Fatal injury claims as a result of an accident at work will remain the same taking into account what a grieving family is owed as a result of a fatality. Sincere Law have been involved in cases involving fatalities at work in the past that have also seen hearings regarding corporate manslaughter. Sincere Law Catastrophic Injury Partner Chris Walker agrees that the new fines are a good way of reducing the amount of fatal injuries at work, stating “while the claims process isn’t affected by the guidelines, it is a step in the right direction to attempt to reduce and eradicate the amount of fatalities coming from corporate negligence. Given the extreme emotional pressure it puts on the immediate family of the deceased (which Sincere Law has experienced first-hand in the past) we welcome any legislative changes that make the workplace a safer environment.”
Making a Fatal Injury Claim
Should one of your family or friends suffer a fatal injury at work or otherwise as the result of a negligent action by another party, we would encourage you to claim as an injury claim is one of the best ways to ensure the guilty party comes to justice. We understand a fatal injury claim is a very delicate process, and we advise you take as much time as you need before starting a claim (bearing in mind the 2 year limit to making a claim following the incident).

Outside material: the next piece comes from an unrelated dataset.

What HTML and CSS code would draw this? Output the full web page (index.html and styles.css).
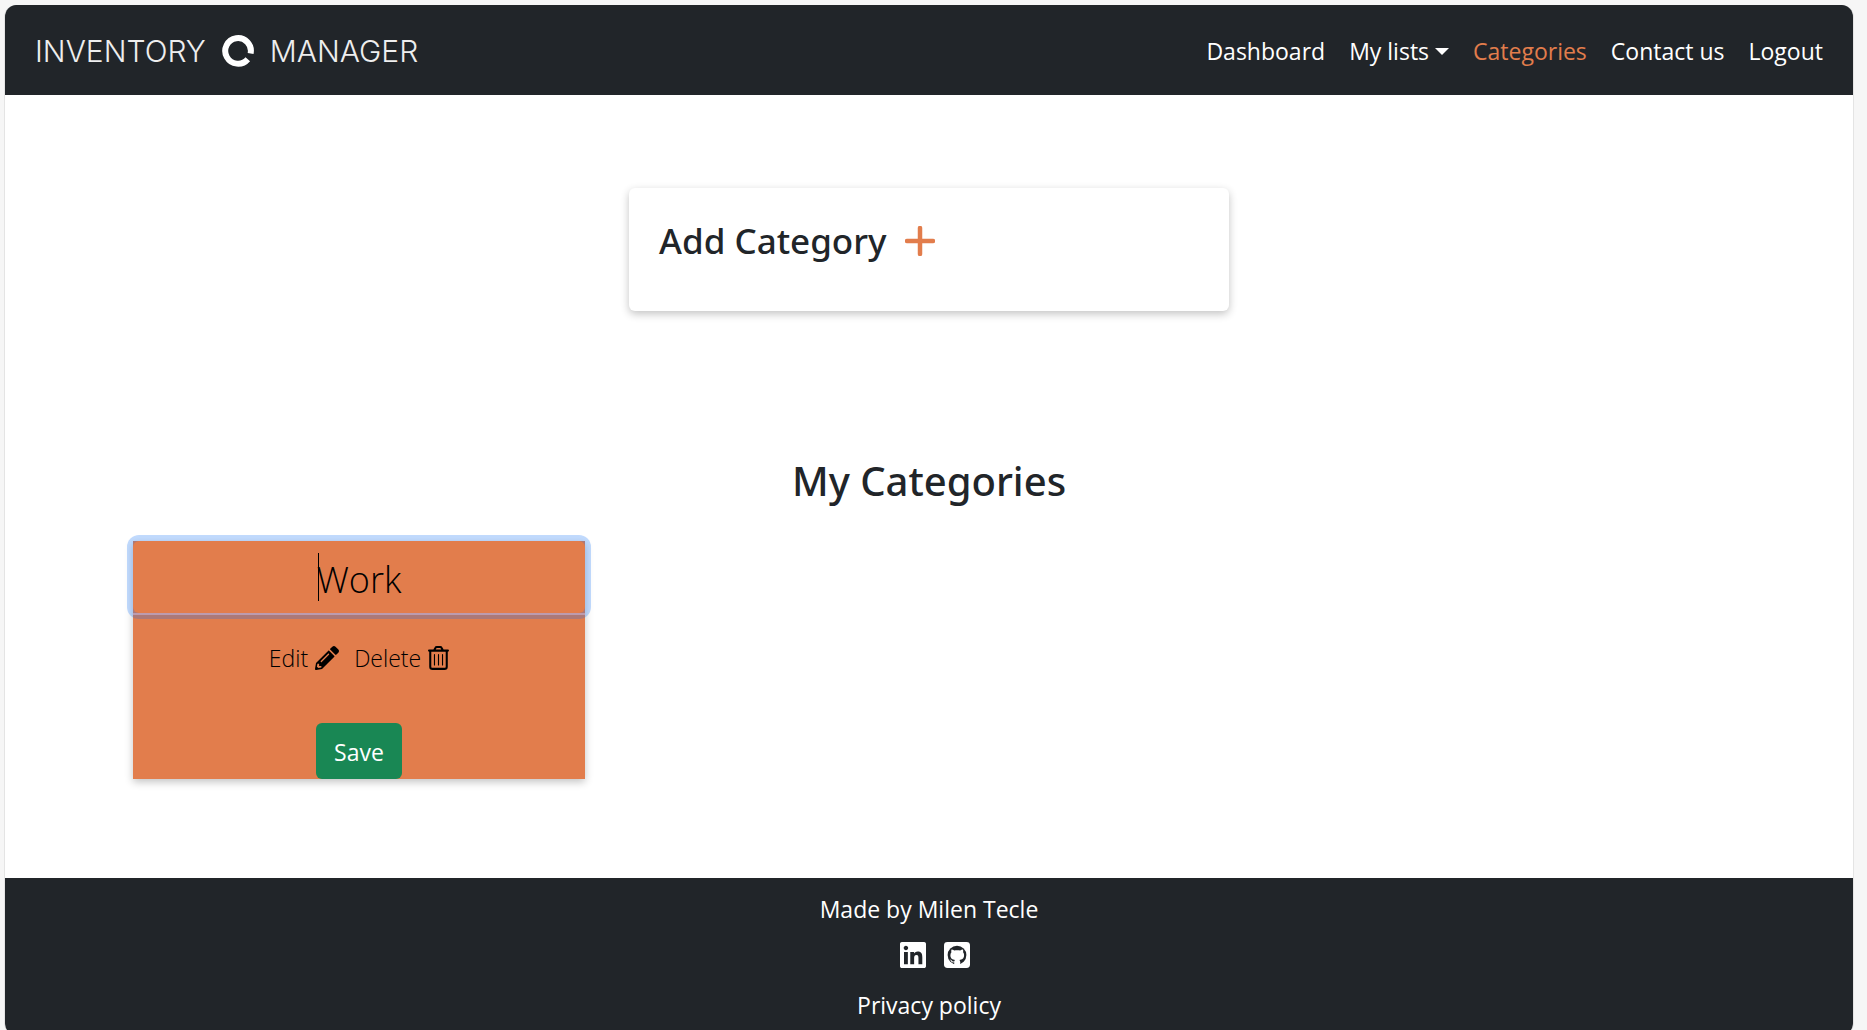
FILE: index.html
```html
<!DOCTYPE html>
<html lang="en">
<head>
<meta charset="utf-8">
<meta name="viewport" content="width=device-width, initial-scale=1">
<title>Inventory Manager - Categories</title>
<link rel="stylesheet" href="styles.css">
</head>
<body>
<div class="page">
  <header class="navbar">
    <a class="brand" href="#">
      <span>INVENTORY</span>
      <svg class="brand-ring" viewBox="0 0 32 32" aria-hidden="true"><path d="M28.600 18.500A12.800 12.800 0 1 0 25.800 24.200" fill="none" stroke="#fff" stroke-width="6"/></svg>
      <span>MANAGER</span>
    </a>
    <nav class="nav-links">
      <a href="#">Dashboard</a>
      <button type="button" class="dropdown">My lists</button>
      <a href="#" class="active">Categories</a>
      <a href="#">Contact us</a>
      <a href="#">Logout</a>
    </nav>
  </header>

  <main>
    <section class="add-card">
      <h2>Add Category</h2>
      <button type="button" class="plus" aria-label="Add category">
        <svg viewBox="0 0 30 30" aria-hidden="true"><path d="M15 2v26M2 15h26" stroke="currentColor" stroke-width="4.500" stroke-linecap="round"/></svg>
      </button>
    </section>

    <h1>My Categories</h1>

    <section class="category-grid">
      <form class="category">
        <div class="name-field">
          <input type="text" value="Work" aria-label="Category name">
          <span class="cursor"></span>
        </div>
        <div class="actions">
          <button type="button">Edit
            <svg class="icon" viewBox="0 0 512 512" aria-hidden="true"><path fill="currentColor" d="M497.900 142.100l-46.100 46.100c-4.700 4.700-12.300 4.700-17 0l-111-111c-4.700-4.700-4.700-12.300 0-17l46.100-46.100c18.700-18.700 49.100-18.700 67.900 0l60.100 60.100c18.800 18.700 18.800 49.100 0 67.900zM284.200 99.800L21.600 362.400.4 483.900c-2.900 16.400 11.400 30.600 27.800 27.800l121.500-21.300 262.600-262.600c4.700-4.700 4.700-12.300 0-17l-111-111c-4.800-4.700-12.400-4.700-17.100 0zM124.100 339.900c-5.500-5.500-5.500-14.300 0-19.800l154-154c5.500-5.500 14.300-5.500 19.800 0s5.500 14.300 0 19.800l-154 154c-5.500 5.500-14.300 5.500-19.800 0zM88 424h48v36.300l-64.500 11.300-31.100-31.100L51.700 376H88v48z"/></svg>
          </button>
          <button type="button">Delete
            <svg class="icon trash" viewBox="0 0 448 512" aria-hidden="true"><path fill="none" stroke="currentColor" stroke-width="44" stroke-linejoin="round" stroke-linecap="round" d="M22 98h404M132 90l28-52q8-16 26-16h76q18 0 26 16l28 52M48 100v340q0 48 48 48h256q48 0 48-48V100"/><path fill="none" stroke="currentColor" stroke-width="24" stroke-linecap="round" d="M138 184v220M224 184v220M310 184v220"/></svg>
          </button>
        </div>
        <button type="submit" class="save">Save</button>
      </form>
    </section>
  </main>

  <footer>
    <p>Made by Milen Tecle</p>
    <div class="social">
      <a href="#" aria-label="LinkedIn"><svg viewBox="0 0 448 448" aria-hidden="true"><path fill="currentColor" d="M416 0H31.900C14.300 0 0 14.500 0 32.300v383.400C0 433.500 14.300 448 31.900 448H416c17.600 0 32-14.500 32-32.300V32.300C448 14.500 433.600 0 416 0zM135.400 384H69V170.200h66.500V384zm-33.200-243c-21.300 0-38.500-17.300-38.500-38.500S80.900 64 102.200 64c21.200 0 38.500 17.300 38.500 38.500 0 21.300-17.200 38.500-38.500 38.500zm282.100 243h-66.400V280c0-24.800-.5-56.700-34.500-56.700-34.600 0-39.900 27-39.900 54.900V384h-66.400V170.200h63.700v29.200h.9c8.900-16.800 30.600-34.500 62.900-34.500 67.200 0 79.700 44.300 79.700 101.900V384z"/></svg></a>
      <a href="#" aria-label="GitHub"><svg viewBox="0 0 448 448" aria-hidden="true"><rect width="448" height="448" rx="60" fill="currentColor"/><circle cx="224" cy="226" r="162" class="cut"/><path fill="currentColor" d="M176 400v-50c-28 6-48-2-59-25-6-12-12-18-22-24 24-4 36 11 46 26 9 12 22 13 36 7 2-12 7-20 13-25-44-6-80-24-80-82 0-22 7-38 18-51-4-12-5-30 2-47 17 0 32 8 47 18 33-9 69-9 102 0 15-10 30-18 47-18 7 17 6 35 2 47 11 13 18 29 18 51 0 58-36 76-80 82 8 7 14 20 14 40v51z"/></svg></a>
    </div>
    <a href="#">Privacy policy</a>
  </footer>
</div>
</body>
</html>
```
FILE: styles.css
```css
* { box-sizing: border-box; }

body {
  margin: 0;
  padding: 5px 13px 0 4px;
  background: #f6f6f6;
  color: #212529;
  font: 23px/36px "Open Sans", "Noto Sans", sans-serif;
}

h1, h2, p { margin: 0; }
a { color: inherit; text-decoration: none; }
svg { display: block; }
button {
  padding: 0;
  border: 0;
  background: none;
  color: inherit;
  font: inherit;
}

.page {
  border: solid #e4e4e4;
  border-width: 0 1px;
  border-radius: 12px;
  background: #fff;
  overflow: hidden;
}

.navbar {
  display: flex;
  align-items: center;
  justify-content: space-between;
  min-height: 90px;
  padding: 2px 30px 0;
  background: #212529;
  color: #fff;
}

.brand {
  display: flex;
  align-items: center;
  gap: 16px;
  color: #eee;
  font: 300 30px/36px Inter, sans-serif;
}
.brand-ring { width: 32px; height: 32px; }

.nav-links { display: flex; gap: 24px; }
.nav-links .active { color: #e27d4c; }
.dropdown { display: flex; align-items: center; gap: 6px; }
.dropdown::after {
  content: "";
  border: solid transparent;
  border-width: 7px 7px 0;
  border-top-color: #fff;
}

main { padding: 93px 128px 99px; }

.add-card {
  display: flex;
  align-items: flex-start;
  gap: 18px;
  width: 600px;
  max-width: 100%;
  min-height: 123px;
  margin: 0 auto;
  padding: 30px;
  border-radius: 6px;
  box-shadow: 0 3px 8px rgba(0, 0, 0, .24);
}
h1, h2 { font-family: "Noto Sans", "Open Sans", sans-serif; font-weight: 500; }
h2 { font-size: 35px; line-height: 46px; }
.plus { padding-top: 8px; color: #e27d4c; }
.plus svg { width: 30px; height: 30px; }

h1 {
  margin-top: 142px;
  font-size: 40px;
  line-height: 56px;
  text-align: center;
}

.category-grid {
  display: grid;
  grid-template-columns: repeat(auto-fill, 452px);
  margin-top: 32px;
}
.category {
  display: flex;
  flex-direction: column;
  align-items: center;
  background: #e27d4c;
  color: #000;
  box-shadow: 0 3px 8px rgba(0, 0, 0, .24);
}
.name-field {
  position: relative;
  width: 100%;
  border-bottom: 2px solid #f8aa94;
}
.name-field input {
  position: relative;
  display: block;
  width: 100%;
  height: 72px;
  padding: 4px 20px 0;
  border: 0;
  border-radius: 6px;
  outline: 0;
  background: #e27d4c;
  box-shadow: 0 0 0 6px rgba(13, 110, 253, .25);
  color: #000;
  font: 300 36px/48px "Open Sans", "Noto Sans", sans-serif;
  text-align: center;
}
.cursor {
  position: absolute;
  top: 12px;
  left: calc(50% - 41px);
  width: 1px;
  height: 48px;
  background: #000;
}
.actions { display: flex; gap: 15px; margin-top: 25px; font-weight: 300; }
.actions button { display: flex; align-items: center; gap: 7px; }
.icon { width: 24px; height: 24px; }
.trash { width: 21px; }
.save {
  height: 56px;
  margin-top: 47px;
  padding: 2px 18px 0;
  border-radius: 6px;
  background: #198754;
  color: #fff;
}

footer {
  display: flex;
  flex-direction: column;
  align-items: center;
  padding: 13px 0 12px;
  background: #212529;
  color: #fff;
}
.social { display: flex; gap: 18px; padding: 15px 0 19px 12px; }
.social svg { width: 26px; height: 26px; }
.cut { fill: #212529; }
```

Making a claim is a very simple process which we can guide you through as well as giving you the opportunity to see specialists if required. We have dedicated, experienced Solicitors able to explain any aspect of a case whenever required. If you do want to get in contact about a fatal injury claim (or any catastrophic injury) you can contact us every day from 8am to 9pm on 0800 092 2896 or use our contact page here. One of our friendly operatives will be waiting to give you honest, impartial advice.
We sincerely hope the new guidelines will reduce corporate manslaughter cases to zero. Only time will tell, but the new tough stance is the first step in fully securing those in a hazardous workplace.